Of course factors like the presence or not of natural resources, and how the resulting income is distributed, has a major impact on this issue. It certainly explains some of the quite significant variances noted. So too do the issues noted above.

I’d suspect better data might help too – the Heritage Foundation supplied the tax as a proportion of GDP data and I note that less comprehensive data sets did on occasion provide quite different ratios.

But let me tell you something really important as an accountant and one time auditor that you as a non-accountant need to know. That is that data whether it be accounts, stats or anything else, and any model, whether of economies or anything else, is a remarkably poor substitute for sound judgement. And sound judgement says that the association obviously exists. And sound judgement would also say that variations between countries and economies are also inevitable. But that this does not alter the very obvious conclusion I came to.

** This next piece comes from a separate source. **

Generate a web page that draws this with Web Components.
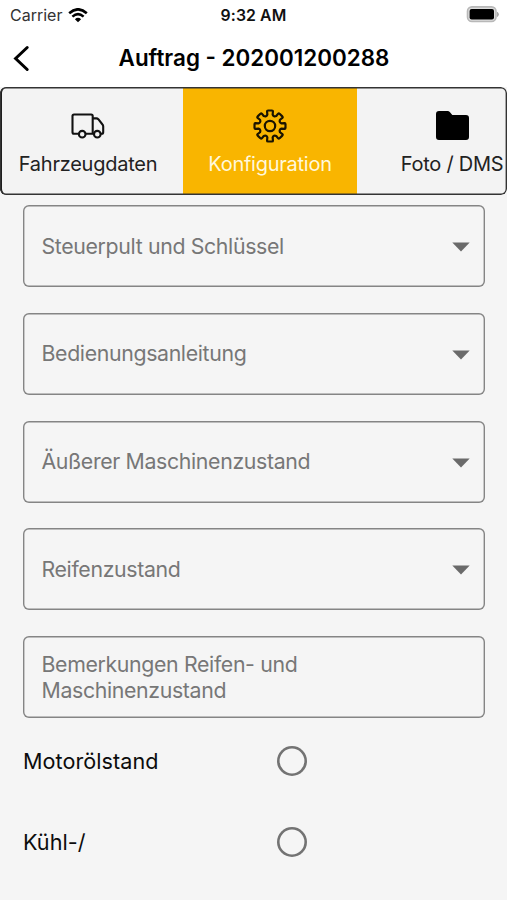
<!DOCTYPE html>
<html lang="de">
<head>
<meta charset="utf-8">
<title>Auftrag</title>
<style>
html,body{margin:0;height:100%}
body{font-family:Inter,"Liberation Sans",sans-serif;background:#f5f5f5;overflow:hidden}
</style>
</head>
<body>
<order-screen></order-screen>
<script>
const define = (name, html, setup) => customElements.define(name, class extends HTMLElement {
  constructor() {
    super();
    this.attachShadow({ mode: 'open' }).innerHTML = html;
  }
  connectedCallback() { if (setup) setup(this, this.shadowRoot); }
});

define('status-bar', `<style>
:host{display:grid;grid-template-columns:1fr auto 1fr;align-items:center;height:30px;padding:0 8px 0 10px;font-size:16px;box-sizing:border-box;color:#111}
.left{display:flex;align-items:center;gap:6px;color:#333}
.time{font-weight:600;font-size:15.8px;letter-spacing:.1px;margin-left:-2px}
.right{justify-self:end;display:flex;margin-top:-2px}
svg{display:block}
</style>
<div class="left"><span>Carrier</span>
<svg width="20" height="15" viewBox="0 0 20 15" fill="none" stroke="#000"><path d="M1.2 5.2Q10-2.6 18.8 5.2" stroke-width="2.6"/><path d="M4.4 8.6Q10 3.7 15.6 8.6" stroke-width="2.5"/><path d="M6.9 11.2Q10 8.3 13.1 11.2L10 14.3Z" fill="#000" stroke="none"/></svg></div>
<div class="time">9:32 AM</div>
<div class="right"><svg width="33" height="17" viewBox="0 0 33 17"><rect x="1.500" y=".9" width="28.500" height="14.600" rx="4.4" fill="#ddd" stroke="#b8b8b8" stroke-width="1.6"/><rect x="3.600" y="3" width="24.400" height="10.400" rx="2"/><path d="M31.500 6.200q2 2.200 0 4.400z" fill="#999" stroke="#999" stroke-width=".6"/></svg></div>`);

define('nav-header', `<style>
:host{display:grid;grid-template-columns:60px 1fr 60px;align-items:center;height:57px;padding-bottom:1px;box-sizing:border-box}
h1{margin:0;text-align:center;font-size:22.4px;font-weight:600;white-space:nowrap;line-height:28px;color:#000}
h1{padding-left:1px}
svg{display:block;margin-left:12px}
</style>
<svg width="18" height="27" viewBox="0 0 18 27" fill="none" stroke="#000" stroke-width="3" stroke-linecap="round" stroke-linejoin="miter"><path d="M15.200 2.500 3.600 13.500 15.200 24.500"/></svg>
<h1><slot></slot></h1>`);

define('tab-strip', `<style>
:host{position:relative;display:flex;gap:8px;height:108px;box-sizing:border-box;padding-left:1px;border-radius:6px;overflow:hidden;background:#f3f3f3;flex:none}
:host::after{content:"";position:absolute;inset:0;border-radius:6px;box-shadow:inset 0 0 0 1.4px #333,inset 2px 0 0 #111;pointer-events:none}
</style><slot></slot>`);

define('tab-item', `<style>
:host{display:flex;flex-direction:column;align-items:center;flex:0 0 174px;box-sizing:border-box;padding-top:20px;color:#222;font-size:20px;line-height:26px}
:host([active]){background:#f9b500;color:#fff8dc}
.icon{height:37px;display:flex;align-items:center;margin-bottom:7px}
.label{white-space:nowrap;letter-spacing:-.25px}
</style><div class="icon"><slot name="icon"></slot></div><span class="label"><slot></slot></span>`);

define('form-field', `<style>
:host{display:flex;align-items:center;justify-content:space-between;height:82px;box-sizing:border-box;padding:0 15.500px 0 19px;border-radius:6px;box-shadow:inset 0 0 0 1.4px #858585;font-size:21.300px;line-height:26px;letter-spacing:-.35px;color:#777}
svg{display:block;margin-top:2px}
:host([select]) .label{margin-top:-1px}
:host(:not([select])) svg{display:none}
</style><span class="label"><slot></slot></span><svg width="18" height="10" viewBox="0 0 18 10"><path d="M.3.5H17.700L9 9.600Z" fill="#6a6a6a"/></svg>`);

define('radio-row', `<style>
:host{display:grid;grid-template-columns:254px 1fr;align-items:center;height:81px;font-size:21.600px;color:#0c0c0c}
.label{letter-spacing:.06px}
i{display:block;width:30px;height:30px;box-sizing:border-box;border-radius:50%;box-shadow:inset 0 0 0 2.6px #737373}
</style><span class="label"><slot></slot></span><i></i>`);

define('order-screen', `<style>
:host{display:flex;flex-direction:column;height:900px;width:507px;background:#f5f5f5;overflow:hidden}
.top{background:#fff}
.form{display:flex;flex-direction:column;gap:25.800px;padding:10px 22px 0 22.500px}
.checks{padding:2px 0 0 23px}
svg{display:block}
</style>
<div class="top"><status-bar></status-bar><nav-header>Auftrag - 202001200288</nav-header></div>
<tab-strip>
<tab-item>Fahrzeugdaten<svg slot="icon" width="34" height="26" viewBox="0 0 34 26" fill="none" stroke="#111" stroke-width="2.100" stroke-linejoin="round"><path d="M7.500 20.700H3Q1.500 20.700 1.500 19.200V3Q1.500 1.500 3 1.500H20.200Q21.700 1.500 21.700 3V20.700H15"/><path d="M21.700 5.400H25.500Q26.500 5.400 27.300 6.200L31.500 11.500Q32.200 12.300 32.200 13.500V19.200Q32.200 20.700 30.800 20.700H30M21.700 20.700H22.800"/><circle cx="11.200" cy="21.200" r="3.300"/><circle cx="26.300" cy="21.200" r="3.300"/></svg></tab-item>
<tab-item active>Konfiguration<svg slot="icon" id="gear" width="34" height="34" viewBox="-17 -17 34 34" fill="none" stroke="#1b1400" stroke-width="2.200" stroke-linejoin="round"><circle r="5.200"/></svg></tab-item>
<tab-item>Foto / DMS<svg slot="icon" width="33" height="29" viewBox="0 0 33 29"><path d="M3 0H11.500Q13 0 14 1.200L16.300 4H30Q33 4 33 7V26Q33 29 30 29H3Q0 29 0 26V3Q0 0 3 0Z"/></svg></tab-item>
</tab-strip>
<div class="form">
<form-field select>Steuerpult und Schlüssel</form-field>
<form-field select>Bedienungsanleitung</form-field>
<form-field select>Äußerer Maschinenzustand</form-field>
<form-field select>Reifenzustand</form-field>
<form-field>Bemerkungen Reifen- und<br>Maschinenzustand</form-field>
</div>
<div class="checks"><radio-row>Motorölstand</radio-row><radio-row>Kühl-/</radio-row></div>`, (host, root) => {
  // Gear outline: eight teeth around the hub, with rounded valleys.
  const point = (r, deg) => {
    const a = deg * Math.PI / 180;
    return (r * Math.cos(a)).toFixed(2) + ' ' + (r * Math.sin(a)).toFixed(2);
  };
  let d = '';
  for (let i = 0; i < 8; i++) {
    const c = i * 45 - 90;
    d += (i ? 'L' : 'M') + point(11.8, c - 13) + 'L' + point(14.800, c - 11.500) + 'Q' + point(15.700, c - 11) + ' ' + point(15.600, c - 7)
      + 'L' + point(15.600, c + 7) + 'Q' + point(15.700, c + 11) + ' ' + point(14.800, c + 11.500) + 'L' + point(11.800, c + 13)
      + 'Q' + point(9.600, c + 22.500) + ' ' + point(11.800, c + 32);
  }
  const path = document.createElementNS('http://www.w3.org/2000/svg', 'path');
  path.setAttribute('d', d + 'Z');
  root.getElementById('gear').append(path);
});
</script>
</body>
</html>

Of course you may exercise unsound judgement if you so wish. That’s your right.

But it won’t change the reality of the conclusion I’ve drawn.

Two suggestions for improving this exercise, one simple and one very difficult.

1. remove from the graph countries where the informal economy is thought to be over (say) 20% of GDP. A high informal economy – as in most developing nations, and Italy/Greece – clearly cripples both tax revenues and GBP growth generally. Once we control for that, what correlation do we get?

2. You are comparing GDP/head – something that has developed over decades or centuries – with a snapshot of today’s state spending. Would be more realistic to look at a blended tax rate over a longer period (although I suspect compiling this would be a huge task).